Task directions:
Pull out every line containing the string "index".

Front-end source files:
┌──
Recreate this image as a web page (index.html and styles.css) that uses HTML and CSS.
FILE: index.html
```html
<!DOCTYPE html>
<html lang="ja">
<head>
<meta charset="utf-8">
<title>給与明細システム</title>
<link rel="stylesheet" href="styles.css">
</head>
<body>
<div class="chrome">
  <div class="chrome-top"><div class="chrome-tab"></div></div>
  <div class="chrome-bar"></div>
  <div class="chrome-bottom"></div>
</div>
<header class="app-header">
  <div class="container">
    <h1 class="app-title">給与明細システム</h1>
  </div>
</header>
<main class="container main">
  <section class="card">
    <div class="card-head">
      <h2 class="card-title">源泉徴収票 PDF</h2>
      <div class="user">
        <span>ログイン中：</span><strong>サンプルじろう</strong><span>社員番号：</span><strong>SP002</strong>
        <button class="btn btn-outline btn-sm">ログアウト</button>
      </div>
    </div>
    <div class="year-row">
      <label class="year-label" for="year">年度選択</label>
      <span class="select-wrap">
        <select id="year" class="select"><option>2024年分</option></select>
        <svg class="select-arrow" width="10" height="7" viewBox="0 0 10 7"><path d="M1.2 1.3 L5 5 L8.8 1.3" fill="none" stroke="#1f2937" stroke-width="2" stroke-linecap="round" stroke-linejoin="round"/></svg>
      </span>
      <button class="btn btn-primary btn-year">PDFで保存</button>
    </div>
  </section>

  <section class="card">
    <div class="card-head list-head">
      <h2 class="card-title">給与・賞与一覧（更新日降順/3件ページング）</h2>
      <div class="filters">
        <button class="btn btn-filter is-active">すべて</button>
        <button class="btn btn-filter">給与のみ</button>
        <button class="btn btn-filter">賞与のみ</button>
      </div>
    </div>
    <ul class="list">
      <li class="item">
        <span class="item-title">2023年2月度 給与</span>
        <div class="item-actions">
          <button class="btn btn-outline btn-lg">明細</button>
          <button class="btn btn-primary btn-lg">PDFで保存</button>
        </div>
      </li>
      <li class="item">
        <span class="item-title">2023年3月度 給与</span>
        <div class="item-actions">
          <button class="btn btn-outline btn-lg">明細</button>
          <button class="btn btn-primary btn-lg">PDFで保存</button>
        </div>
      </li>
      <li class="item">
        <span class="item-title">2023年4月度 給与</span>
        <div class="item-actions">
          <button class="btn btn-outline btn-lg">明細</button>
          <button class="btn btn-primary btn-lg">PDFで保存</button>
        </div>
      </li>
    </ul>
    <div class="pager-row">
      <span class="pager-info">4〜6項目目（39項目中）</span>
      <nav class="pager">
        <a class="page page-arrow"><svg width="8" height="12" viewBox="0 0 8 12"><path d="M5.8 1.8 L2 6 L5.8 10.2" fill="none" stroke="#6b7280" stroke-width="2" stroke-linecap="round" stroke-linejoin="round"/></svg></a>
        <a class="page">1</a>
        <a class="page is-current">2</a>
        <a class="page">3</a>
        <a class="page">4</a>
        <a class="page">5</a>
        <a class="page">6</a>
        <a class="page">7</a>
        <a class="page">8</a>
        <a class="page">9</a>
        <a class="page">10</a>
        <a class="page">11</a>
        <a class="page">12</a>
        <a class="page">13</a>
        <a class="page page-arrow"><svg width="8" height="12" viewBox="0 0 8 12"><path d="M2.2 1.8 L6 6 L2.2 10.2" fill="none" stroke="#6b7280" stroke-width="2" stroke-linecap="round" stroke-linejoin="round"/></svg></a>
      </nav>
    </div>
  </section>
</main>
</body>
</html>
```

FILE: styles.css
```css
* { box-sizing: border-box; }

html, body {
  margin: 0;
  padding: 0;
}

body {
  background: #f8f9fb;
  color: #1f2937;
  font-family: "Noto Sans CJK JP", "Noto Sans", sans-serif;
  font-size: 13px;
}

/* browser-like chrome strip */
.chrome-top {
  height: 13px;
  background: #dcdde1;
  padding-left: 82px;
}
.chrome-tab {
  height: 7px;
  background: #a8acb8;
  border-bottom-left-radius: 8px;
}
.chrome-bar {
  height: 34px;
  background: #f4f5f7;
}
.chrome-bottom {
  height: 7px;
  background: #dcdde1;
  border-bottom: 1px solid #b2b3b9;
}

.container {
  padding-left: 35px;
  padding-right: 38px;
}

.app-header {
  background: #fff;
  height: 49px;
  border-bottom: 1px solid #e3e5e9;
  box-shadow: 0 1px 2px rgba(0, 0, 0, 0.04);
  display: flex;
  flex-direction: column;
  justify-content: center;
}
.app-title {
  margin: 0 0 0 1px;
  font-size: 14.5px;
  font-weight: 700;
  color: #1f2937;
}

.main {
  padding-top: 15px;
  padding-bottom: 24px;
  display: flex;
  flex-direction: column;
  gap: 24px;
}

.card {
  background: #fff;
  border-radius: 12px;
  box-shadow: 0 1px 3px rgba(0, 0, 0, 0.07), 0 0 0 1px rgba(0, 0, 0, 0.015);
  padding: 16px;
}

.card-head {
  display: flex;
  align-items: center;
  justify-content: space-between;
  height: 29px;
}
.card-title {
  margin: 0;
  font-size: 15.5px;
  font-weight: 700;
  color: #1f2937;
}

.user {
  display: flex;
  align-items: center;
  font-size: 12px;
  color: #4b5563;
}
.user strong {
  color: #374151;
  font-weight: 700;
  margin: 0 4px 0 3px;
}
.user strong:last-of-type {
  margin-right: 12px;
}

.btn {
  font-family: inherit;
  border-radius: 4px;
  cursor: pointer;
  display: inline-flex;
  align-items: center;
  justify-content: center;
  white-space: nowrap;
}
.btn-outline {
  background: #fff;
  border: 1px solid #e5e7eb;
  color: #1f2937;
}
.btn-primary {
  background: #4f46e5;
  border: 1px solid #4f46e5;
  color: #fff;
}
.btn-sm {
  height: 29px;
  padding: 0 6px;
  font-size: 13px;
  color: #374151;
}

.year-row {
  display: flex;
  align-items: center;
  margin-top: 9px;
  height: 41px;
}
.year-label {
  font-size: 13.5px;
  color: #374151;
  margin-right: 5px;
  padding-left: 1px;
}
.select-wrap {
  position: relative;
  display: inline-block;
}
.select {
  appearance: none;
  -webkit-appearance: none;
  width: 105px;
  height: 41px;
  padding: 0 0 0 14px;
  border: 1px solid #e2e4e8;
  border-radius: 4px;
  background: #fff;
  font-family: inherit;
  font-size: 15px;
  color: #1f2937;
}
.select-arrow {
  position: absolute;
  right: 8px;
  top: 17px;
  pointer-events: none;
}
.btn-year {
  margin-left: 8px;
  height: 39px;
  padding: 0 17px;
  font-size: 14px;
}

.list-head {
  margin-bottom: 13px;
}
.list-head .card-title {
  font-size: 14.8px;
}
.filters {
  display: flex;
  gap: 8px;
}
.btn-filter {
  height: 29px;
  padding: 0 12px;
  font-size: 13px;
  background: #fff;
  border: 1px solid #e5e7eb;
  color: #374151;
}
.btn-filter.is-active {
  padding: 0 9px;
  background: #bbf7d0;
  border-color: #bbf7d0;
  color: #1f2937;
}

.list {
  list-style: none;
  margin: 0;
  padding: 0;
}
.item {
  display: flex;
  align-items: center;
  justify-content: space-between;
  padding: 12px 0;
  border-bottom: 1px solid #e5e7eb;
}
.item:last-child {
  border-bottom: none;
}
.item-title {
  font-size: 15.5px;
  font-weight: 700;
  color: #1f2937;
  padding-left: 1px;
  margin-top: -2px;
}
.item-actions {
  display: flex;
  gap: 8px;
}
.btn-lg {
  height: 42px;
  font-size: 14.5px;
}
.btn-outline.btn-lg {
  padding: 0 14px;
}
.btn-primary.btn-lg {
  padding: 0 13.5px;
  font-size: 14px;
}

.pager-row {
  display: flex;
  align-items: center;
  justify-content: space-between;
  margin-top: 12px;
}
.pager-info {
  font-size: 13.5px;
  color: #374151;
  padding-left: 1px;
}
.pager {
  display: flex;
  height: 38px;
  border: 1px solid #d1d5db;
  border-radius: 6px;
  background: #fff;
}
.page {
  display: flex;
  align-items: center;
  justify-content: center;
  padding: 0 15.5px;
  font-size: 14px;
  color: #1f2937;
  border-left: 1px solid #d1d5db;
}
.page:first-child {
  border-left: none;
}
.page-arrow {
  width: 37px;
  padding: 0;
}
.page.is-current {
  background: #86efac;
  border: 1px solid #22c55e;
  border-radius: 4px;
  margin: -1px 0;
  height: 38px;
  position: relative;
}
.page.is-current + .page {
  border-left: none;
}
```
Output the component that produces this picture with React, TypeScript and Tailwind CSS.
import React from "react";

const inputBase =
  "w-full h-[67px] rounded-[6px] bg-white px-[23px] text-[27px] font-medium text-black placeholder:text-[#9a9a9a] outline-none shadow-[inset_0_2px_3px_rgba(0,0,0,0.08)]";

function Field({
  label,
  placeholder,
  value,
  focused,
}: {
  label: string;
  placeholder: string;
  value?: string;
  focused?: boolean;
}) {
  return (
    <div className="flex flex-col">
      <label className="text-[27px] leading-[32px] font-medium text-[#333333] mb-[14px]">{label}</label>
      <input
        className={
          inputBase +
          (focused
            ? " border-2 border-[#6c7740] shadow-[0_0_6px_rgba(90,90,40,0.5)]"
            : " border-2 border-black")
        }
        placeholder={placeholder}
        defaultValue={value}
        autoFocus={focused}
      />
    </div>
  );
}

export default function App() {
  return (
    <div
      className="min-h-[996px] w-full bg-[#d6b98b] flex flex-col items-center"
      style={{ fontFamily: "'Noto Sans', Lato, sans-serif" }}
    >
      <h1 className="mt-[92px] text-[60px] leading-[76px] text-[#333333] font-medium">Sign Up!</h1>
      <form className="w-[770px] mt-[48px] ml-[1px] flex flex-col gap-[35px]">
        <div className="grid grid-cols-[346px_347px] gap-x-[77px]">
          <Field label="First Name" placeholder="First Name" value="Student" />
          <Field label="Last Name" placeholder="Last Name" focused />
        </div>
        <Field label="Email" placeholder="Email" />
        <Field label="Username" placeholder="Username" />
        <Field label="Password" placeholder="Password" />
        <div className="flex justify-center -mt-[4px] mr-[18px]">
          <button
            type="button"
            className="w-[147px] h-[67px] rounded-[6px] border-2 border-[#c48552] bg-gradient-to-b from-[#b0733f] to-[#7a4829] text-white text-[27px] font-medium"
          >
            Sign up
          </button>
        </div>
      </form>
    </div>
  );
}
└──
Result of the exercise:
Recreate this image as a web page (index.html and styles.css) that uses HTML and CSS.
FILE: index.html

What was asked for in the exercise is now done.